Critical impacts of interfacial water on the photocatalytic C–H conversion of methane

On-site and on-demand photocatalytic methane conversion under mild conditions is one of the urgent global challenges for the sustainable use of ubiquitous methane resources. However, the lack of accurate knowledge of the reaction mechanism prevents the development of engineering strategies for methane photocatalysis. Combining real-time mass spectrometry and operando infrared absorption spectroscopy with ab initio molecular dynamics simulations, here we report key molecular-level insights into photocatalytic green utilization of methane.
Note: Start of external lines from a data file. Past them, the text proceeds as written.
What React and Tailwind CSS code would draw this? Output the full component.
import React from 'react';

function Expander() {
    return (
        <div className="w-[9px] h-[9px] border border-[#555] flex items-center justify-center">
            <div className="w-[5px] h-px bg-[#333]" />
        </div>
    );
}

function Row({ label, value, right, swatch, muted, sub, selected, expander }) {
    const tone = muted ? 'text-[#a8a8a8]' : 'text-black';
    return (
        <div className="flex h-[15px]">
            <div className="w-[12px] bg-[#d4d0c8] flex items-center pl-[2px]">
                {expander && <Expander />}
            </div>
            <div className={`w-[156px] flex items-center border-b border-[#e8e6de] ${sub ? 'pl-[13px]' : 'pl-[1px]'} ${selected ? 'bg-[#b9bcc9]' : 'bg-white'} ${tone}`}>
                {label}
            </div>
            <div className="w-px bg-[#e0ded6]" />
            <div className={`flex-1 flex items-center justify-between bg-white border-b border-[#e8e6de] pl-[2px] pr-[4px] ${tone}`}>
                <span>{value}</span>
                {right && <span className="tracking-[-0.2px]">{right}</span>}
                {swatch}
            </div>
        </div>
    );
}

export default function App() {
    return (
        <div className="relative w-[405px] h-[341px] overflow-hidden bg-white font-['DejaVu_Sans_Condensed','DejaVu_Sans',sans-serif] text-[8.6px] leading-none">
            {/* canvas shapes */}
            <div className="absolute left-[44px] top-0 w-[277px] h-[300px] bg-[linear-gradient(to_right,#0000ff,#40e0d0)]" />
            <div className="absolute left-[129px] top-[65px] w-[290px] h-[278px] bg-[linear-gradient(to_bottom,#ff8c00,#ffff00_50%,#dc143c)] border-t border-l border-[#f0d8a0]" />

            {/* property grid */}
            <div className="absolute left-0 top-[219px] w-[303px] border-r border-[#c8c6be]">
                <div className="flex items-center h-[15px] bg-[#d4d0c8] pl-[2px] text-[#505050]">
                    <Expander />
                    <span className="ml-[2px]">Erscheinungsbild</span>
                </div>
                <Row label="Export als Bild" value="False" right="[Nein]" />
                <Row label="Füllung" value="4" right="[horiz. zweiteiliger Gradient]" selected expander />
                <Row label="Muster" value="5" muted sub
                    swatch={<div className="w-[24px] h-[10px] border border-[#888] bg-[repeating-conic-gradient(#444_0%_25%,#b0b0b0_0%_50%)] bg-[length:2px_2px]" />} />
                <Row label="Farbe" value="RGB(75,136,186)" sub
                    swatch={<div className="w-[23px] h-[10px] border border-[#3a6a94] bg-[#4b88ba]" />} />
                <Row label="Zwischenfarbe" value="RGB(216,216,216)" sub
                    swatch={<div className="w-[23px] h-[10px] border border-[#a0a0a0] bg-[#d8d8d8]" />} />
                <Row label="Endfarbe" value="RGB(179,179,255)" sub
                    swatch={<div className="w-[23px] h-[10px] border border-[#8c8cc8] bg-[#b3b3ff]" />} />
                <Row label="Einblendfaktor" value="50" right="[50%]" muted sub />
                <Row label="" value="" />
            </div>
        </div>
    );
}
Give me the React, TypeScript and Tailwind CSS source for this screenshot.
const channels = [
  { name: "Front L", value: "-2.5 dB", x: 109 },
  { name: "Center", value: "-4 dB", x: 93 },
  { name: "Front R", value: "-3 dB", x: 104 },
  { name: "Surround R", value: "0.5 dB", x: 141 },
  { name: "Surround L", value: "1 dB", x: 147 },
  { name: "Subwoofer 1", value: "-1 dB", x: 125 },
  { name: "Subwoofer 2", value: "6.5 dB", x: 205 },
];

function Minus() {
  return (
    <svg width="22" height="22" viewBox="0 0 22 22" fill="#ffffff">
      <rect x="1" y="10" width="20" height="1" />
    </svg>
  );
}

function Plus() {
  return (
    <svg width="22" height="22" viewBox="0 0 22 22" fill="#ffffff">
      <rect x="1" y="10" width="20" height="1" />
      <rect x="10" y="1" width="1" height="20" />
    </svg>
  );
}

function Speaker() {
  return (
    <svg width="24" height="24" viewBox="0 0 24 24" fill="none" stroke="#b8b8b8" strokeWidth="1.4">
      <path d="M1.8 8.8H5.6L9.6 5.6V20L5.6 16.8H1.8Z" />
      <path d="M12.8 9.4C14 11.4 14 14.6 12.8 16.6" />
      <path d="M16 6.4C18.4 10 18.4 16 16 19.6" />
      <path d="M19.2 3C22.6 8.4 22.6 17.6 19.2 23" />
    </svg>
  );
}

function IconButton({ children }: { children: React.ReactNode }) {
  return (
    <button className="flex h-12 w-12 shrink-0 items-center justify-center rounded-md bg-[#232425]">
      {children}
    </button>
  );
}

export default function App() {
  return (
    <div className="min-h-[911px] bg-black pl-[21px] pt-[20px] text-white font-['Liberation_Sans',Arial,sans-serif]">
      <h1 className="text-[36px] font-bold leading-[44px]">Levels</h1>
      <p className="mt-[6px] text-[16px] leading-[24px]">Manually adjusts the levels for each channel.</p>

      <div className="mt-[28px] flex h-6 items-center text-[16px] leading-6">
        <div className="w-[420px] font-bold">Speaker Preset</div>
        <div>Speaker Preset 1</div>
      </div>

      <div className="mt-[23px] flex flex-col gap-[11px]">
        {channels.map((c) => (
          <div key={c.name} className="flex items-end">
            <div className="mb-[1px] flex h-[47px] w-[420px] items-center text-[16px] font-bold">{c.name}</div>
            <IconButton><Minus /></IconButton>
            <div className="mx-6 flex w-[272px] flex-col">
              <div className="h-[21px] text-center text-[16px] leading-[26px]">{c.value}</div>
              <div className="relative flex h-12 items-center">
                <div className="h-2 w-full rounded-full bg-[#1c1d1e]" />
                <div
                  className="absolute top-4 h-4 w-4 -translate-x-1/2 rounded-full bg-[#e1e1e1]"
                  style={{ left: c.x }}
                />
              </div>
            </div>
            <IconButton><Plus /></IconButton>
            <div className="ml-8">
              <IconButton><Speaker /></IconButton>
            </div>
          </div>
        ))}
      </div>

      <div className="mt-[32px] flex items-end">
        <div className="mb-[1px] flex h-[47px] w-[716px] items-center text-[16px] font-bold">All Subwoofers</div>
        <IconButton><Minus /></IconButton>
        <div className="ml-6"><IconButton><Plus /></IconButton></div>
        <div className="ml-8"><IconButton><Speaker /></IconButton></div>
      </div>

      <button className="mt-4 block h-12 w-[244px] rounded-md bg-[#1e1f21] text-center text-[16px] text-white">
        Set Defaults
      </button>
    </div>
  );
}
The photoactivated water dramatically promotes the activation of robust C–H bond of methane, and stabilizes the •CH3 intermediates in the interfacial hydrogen-bond network of water. Owing to the moderate stabilization of •CH3, the overall photocatalytic conversion rates are dramatically improved by typically more than 30 times at ambient temperatures (~300 K) and pressures (~1 atm). The increase in reaction activity is noticeable also in C1 to C2 evolution of methane, although water is not explicitly involved in the reaction equation (2CH4 → C2H6 + H2). These marked water-assisted effects in the interfacial chemistry should affect the basic understanding and the designing strategies on the non-thermal heterogeneous catalysis of methane under ambient conditions.